My Lords, I should like to begin by expressing the Government's gratitude to your Lordship's committee for this report. It comes most usefully at a time when both remote sensing and digital mapping are at important stages in their development. This comprehensive report brings such a welcome focus to both these fields, that it is already a much-valued source of reference.

We are greatly indebted to the noble Lord, Lord Shackleton, not only for moving the debate but for opening his speech with such a useful explanation of the techniques of remote sensing and digital mapping and their many applications. The Government share the noble Lord's view that we should not be swept away by spectacular advances in new technology so that we proceed without regard for its applications—a subject I should like to return to later.

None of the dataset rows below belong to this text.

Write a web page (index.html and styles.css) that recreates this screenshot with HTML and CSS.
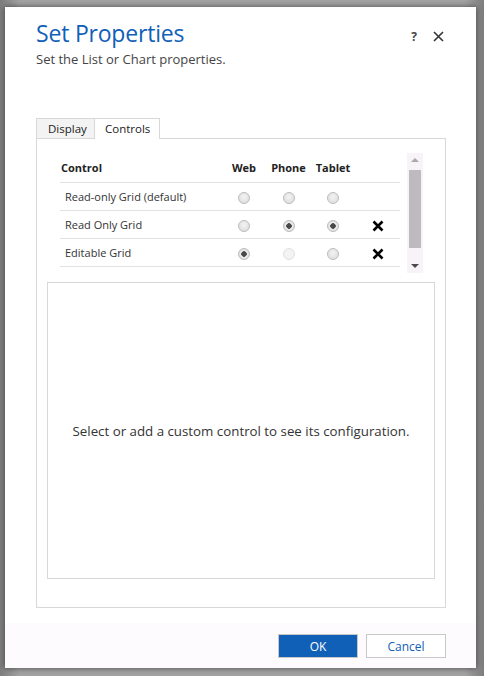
FILE: index.html
```html
<!DOCTYPE html>
<html lang="en">
<head>
    <meta charset="UTF-8">
    <title>Set Properties</title>
    <link rel="stylesheet" href="styles.css">
</head>
<body>
    <div class="dialog">
        <div class="header">
            <div class="titles">
                <h1>Set Properties</h1>
                <p class="subtitle">Set the List or Chart properties.</p>
            </div>
            <div class="header-icons">
                <span class="help">?</span>
                <svg class="close" width="11" height="11" viewBox="0 0 11 11"><path d="M1 1L10 10M10 1L1 10" stroke="#333" stroke-width="1.6"/></svg>
            </div>
        </div>

        <div class="tabs">
            <div class="tab">Display</div>
            <div class="tab active">Controls</div>
        </div>
        <div class="panel">
            <div class="controls">
                <table class="grid">
                    <thead>
                        <tr>
                            <th class="name">Control</th>
                            <th>Web</th>
                            <th>Phone</th>
                            <th>Tablet</th>
                            <th></th>
                        </tr>
                    </thead>
                    <tbody>
                        <tr>
                            <td class="name">Read-only Grid (default)</td>
                            <td><span class="radio"></span></td>
                            <td><span class="radio"></span></td>
                            <td><span class="radio"></span></td>
                            <td></td>
                        </tr>
                        <tr>
                            <td class="name">Read Only Grid</td>
                            <td><span class="radio"></span></td>
                            <td><span class="radio on"></span></td>
                            <td><span class="radio on"></span></td>
                            <td><svg class="remove" width="12" height="12" viewBox="0 0 12 12"><path d="M1.5 1.5L10.5 10.5M10.5 1.5L1.5 10.5" stroke="#000" stroke-width="2.6"/></svg></td>
                        </tr>
                        <tr>
                            <td class="name">Editable Grid</td>
                            <td><span class="radio on"></span></td>
                            <td><span class="radio off"></span></td>
                            <td><span class="radio"></span></td>
                            <td><svg class="remove" width="12" height="12" viewBox="0 0 12 12"><path d="M1.5 1.5L10.5 10.5M10.5 1.5L1.5 10.5" stroke="#000" stroke-width="2.6"/></svg></td>
                        </tr>
                    </tbody>
                </table>
                <div class="scrollbar">
                    <svg width="16" height="14" viewBox="0 0 16 14"><path d="M4 9L8 5L12 9Z" fill="#a9a9a9"/></svg>
                    <div class="thumb"></div>
                    <svg width="16" height="14" viewBox="0 0 16 14"><path d="M4 5L8 9L12 5Z" fill="#4a4a4a"/></svg>
                </div>
            </div>
            <div class="config">Select or add a custom control to see its configuration.</div>
        </div>

        <div class="footer">
            <button class="btn primary">OK</button>
            <button class="btn">Cancel</button>
        </div>
    </div>
</body>
</html>
```

FILE: styles.css
```css
* { margin: 0; padding: 0; box-sizing: border-box; }
body { width: 484px; height: 676px; overflow: hidden; background: linear-gradient(90deg, #7d7d7d, #a3a3a3 4%, #a3a3a3 96%, #7d7d7d); font-family: "Open Sans", "Noto Sans", sans-serif; color: #333; padding: 7px 8px 8px 5px; }
.dialog { width: 471px; height: 661px; background: #fff; box-shadow: 0 0 6px rgba(0,0,0,0.55); display: flex; flex-direction: column; }

.header { display: flex; justify-content: space-between; padding: 11px 32px 0 31px; height: 111px; }
h1 { font-weight: normal; font-size: 23px; line-height: 30px; color: #1160b7; letter-spacing: -0.2px; }
.subtitle { font-size: 13px; line-height: 18px; color: #444; margin-top: 2px; }
.header-icons { display: flex; gap: 16px; align-items: center; height: 36px; padding-top: 0; }
.help { font-size: 12px; font-weight: bold; color: #444; margin-left: 2px; }

.tabs { display: flex; margin-left: 31px; height: 20px; }
.tab { font-size: 11.5px; line-height: 19px; padding: 0 11px; border: 1px solid #d8d8d8; border-bottom: none; background: #f3f3f3; color: #222; width: 59px; }
.tab.active { background: #fff; width: 66px; margin-left: -1px; padding: 0 10px; position: relative; height: 21px; }
.panel { margin-left: 31px; width: 410px; height: 470px; border: 1px solid #d8d8d8; padding: 14px 0 0 10px; }

.controls { display: flex; align-items: flex-start; padding-left: 13px; }
.grid { border-collapse: collapse; width: 340px; font-size: 11px; color: #333; }
.grid th { font-weight: bold; height: 29px; text-align: center; border-bottom: 1px solid #e2e2e2; color: #222; font-size: 11px; padding-top: 1px; }
.grid td { height: 28px; text-align: center; border-bottom: 1px solid #e2e2e2; }
.grid th.name { text-align: left; width: 162px; padding-left: 1px; }
.grid td.name { text-align: left; padding-left: 5px; }
.grid th:nth-child(2) { width: 44px; }
.grid th:nth-child(3) { width: 45px; }
.grid th:nth-child(4) { width: 44px; }
.radio { display: inline-block; width: 12px; height: 12px; border-radius: 50%; border: 1px solid #bdbdbd; background: radial-gradient(circle at 50% 40%, #f3f3f3, #d9d9d9); vertical-align: middle; }
.radio.on { background: radial-gradient(circle, #4a4a4a 0 2.5px, #ececec 3px, #d5d5d5); }
.radio.off { border-color: #e0e0e0; background: #f3f3f3; }
.remove { vertical-align: middle; }

.scrollbar { margin-left: 7px; width: 16px; height: 120px; background: #f7f3f7; display: flex; flex-direction: column; align-items: center; justify-content: space-between; }
.thumb { width: 12px; flex: 1; background: #bdbbbd; margin: 3px 0 11px; }

.config { margin: 9px 0 0 0; width: 388px; height: 297px; border: 1px solid #d8d8d8; display: flex; align-items: center; justify-content: center; font-size: 13.3px; color: #333; }

.footer { margin-top: auto; height: 45px; background: #fdfbfd; display: flex; justify-content: flex-end; gap: 8px; padding: 11px 30px 0 0; }
.btn { width: 80px; height: 24px; border: 1px solid #c8c8c8; background: #fff; color: #1160b7; font-family: inherit; font-size: 12px; }
.btn.primary { background: #1160b7; color: #fff; }
```
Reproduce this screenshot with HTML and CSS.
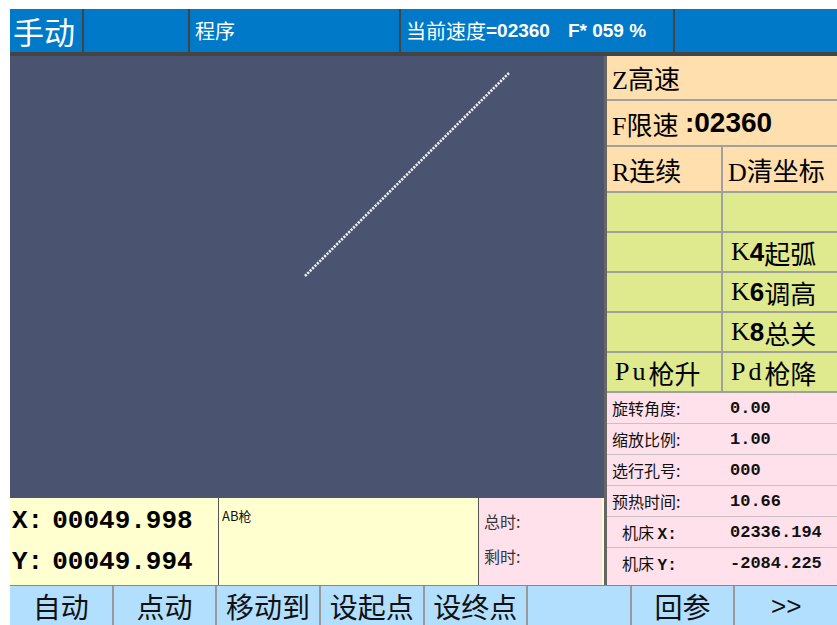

Your Lordships will appreciate that I cannot on this occasion give detailed replies to all the 46 recommendations of the report. A full written reply is being prepared by the Government and I am pleased that we shall be able to take account of your Lordships' debate today. I have listened most attentively to the points that have been made, and I shall see to it that they are carefully considered.

The committee's first recommendation was that the development of remote sensing and digital mapping should be complementary and their separation should be no greater than necessary. The Government are in complete agreement. Though the techniques used are very different, and the areas of application overlap only partially, the two areas do have important common applications. In thematic mapping, for example, there is a requirement for the transformation of remote sensing data to match standard map projections, and here especially there would be benefits from a joint approach.

We must avoid duplication of effort and the production of incompatible data systems. The closeness of the relationship will undoubtedly increase with the enhanced power of resolution of remote sensing satellites. As the report suggests, however, it would be unwise to try to force an artificially close relationship, and, outside the areas of overlap, remote sensing and digital mapping should be allowed to develop independently—for instance the linkage between digital mapping and the handling of other types of spatially referenced information is likely to become increasingly important. As an earnest of the Government's intentions, I can say now that the Ordnance Survey will forthwith be appointing a member to the National Remote Sensing Programme Board, as recommended in the report.

Turning first to remote sensing let me state the Government's objectives. They are: first, to put British companies in a favourable position to develop and exploit markets (through the provision of national archives and distribution arrangements, a national research programme, and back-up advice and services); and, secondly, to provide guaranteed continuing access to worldwide remote sensing data.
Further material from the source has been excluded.